What are you going to be learning/playing with during the break and in the coming year?
Started to learn Go this month. Turns out if you have been programming for a while you just need to jump into coding challenges and surf the documentation. No need to read giant books or 10 hr courses to get started. I've really enjoyed the language so far. Next year I want to start learning more Go for developing web services and also more complex topics such as concurrency.
React. 80%+ of the job postings I'm seeing for Front-end or Full stack include React in some way shape or form.
As an Angular dev (6+ years) it's clear the broader market is looking for something different.
Learn to Swim. My 5 and 6 year olds can swim but I can't. It's time for me.
Haskell gamedev. It can be used for most _everything_ .. game logic, graphics, art & animation pipeline, sound effect generation, music composition, etc.

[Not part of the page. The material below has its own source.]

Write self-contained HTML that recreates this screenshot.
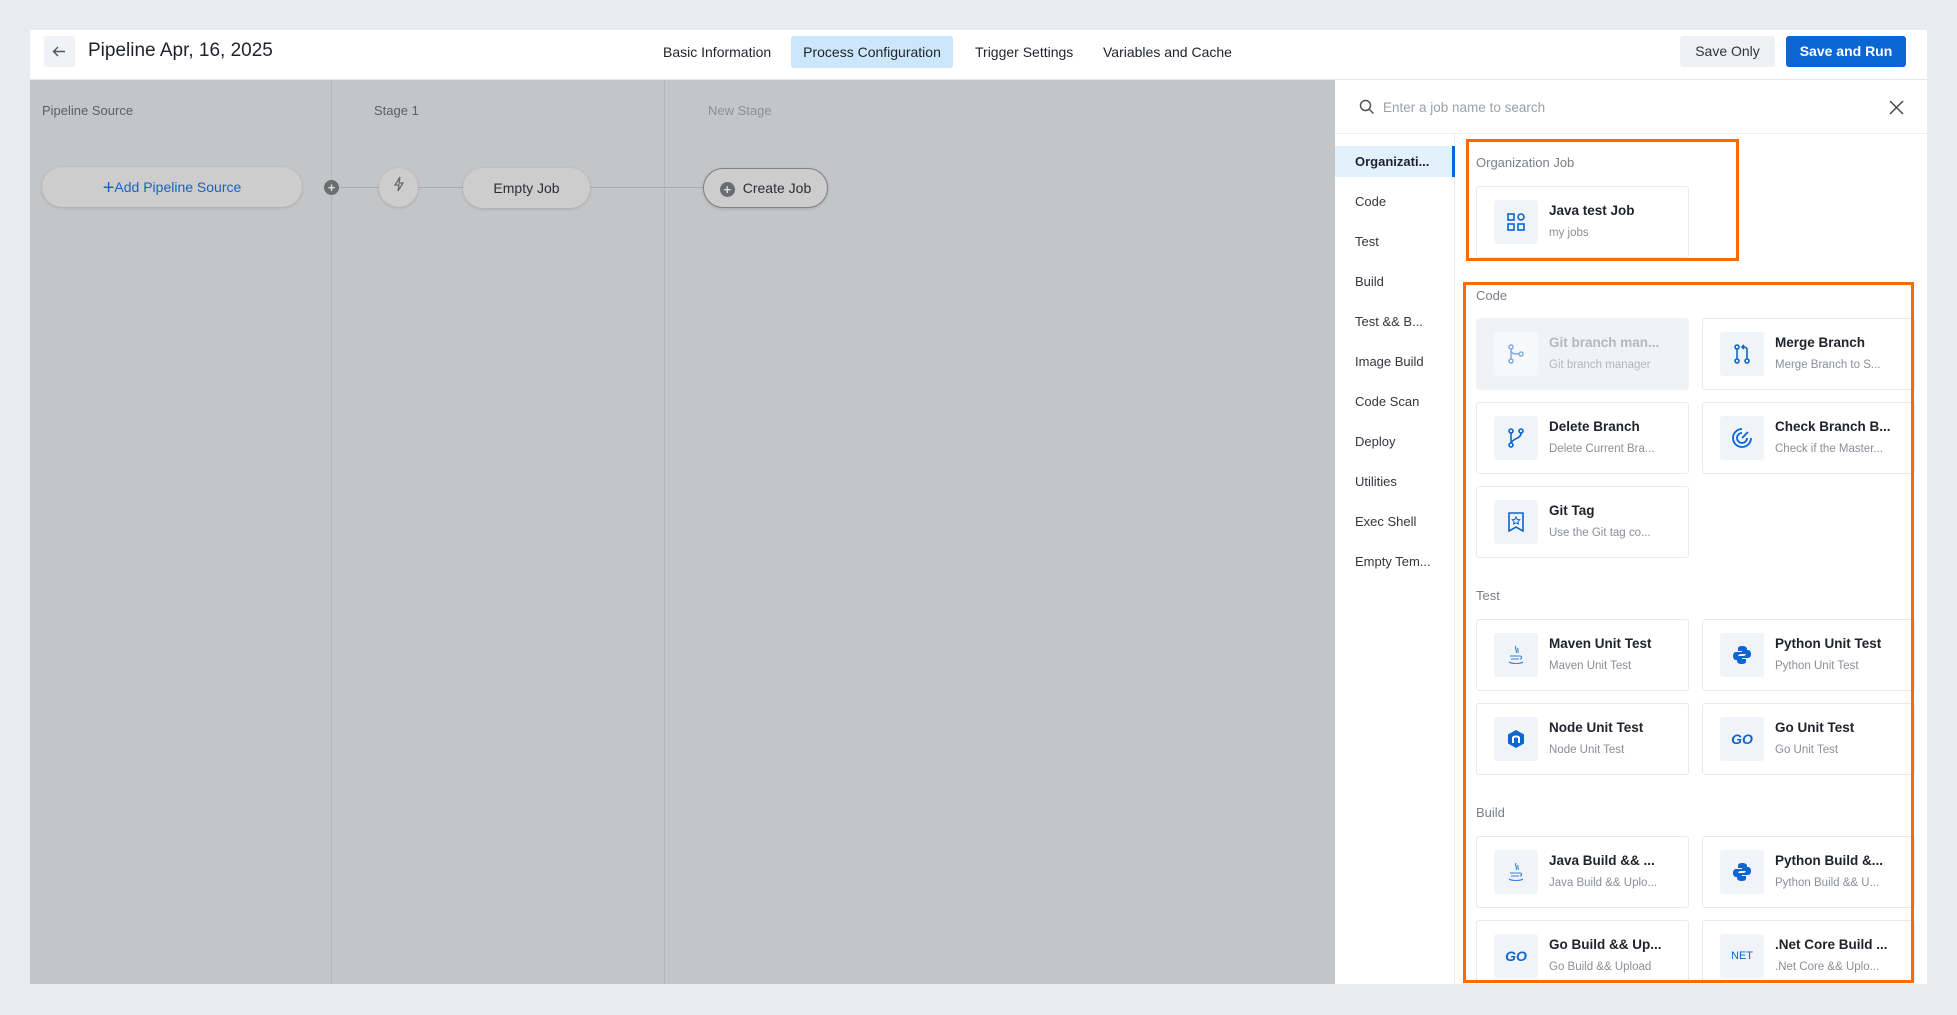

Getting back into audio production (which was my main hobby before starting my career) by way of solidifying my understanding of music theory and piano technique. I've "played piano" for years, but have never really studied it.
Spark and do some data engineering projects on my own. I want to transfer to BI and that's part of their job to maintain data pipelines. Plus it's further from business which is a huge advantage to me. Going to spend rest of my career life figuring out how to stay as far from core business as possible while still making enough money.
Learning vim and reading "Competitive Programmer’s Handbook" by Antti Laaksonen in preparation for programming interviews next year!
Go and React (re-learning, haven't dome frontend in a few years). Definitely a career-focused choice, but not unhappy or dreading it.
Go.
Carpentry (get back at it).
Drawing/sketching (I’m planning to take classes).
And learn about fields of work, or higher education options that can help me get into a mix of product and UX and slowly move out of full time coding. This bit seems the toughest.
Feeling at ease being myself.
I'd like to "gain" some knowledge of opamps.
Some biology and genetics. I’m interested in bioinformatics, and need to get a grip on the sciencey stuff.
Bass guitar. I rented one for $20/mo as a test and it's the most fun instrument I've ever tried with drums in second.
I would really like to learn how to make good video, the kind that people cannot stop watching.
I just finished teaching two elementary classes the basics of programming in Scratch.
I created video so the kids could review it at home. But when I am watching it, I realize it is super dry and boring.
I am not really where to start to find a way to learn this.
I'm taking an EMT training class as part of my transition out of software into medicine. I'm very excited for it!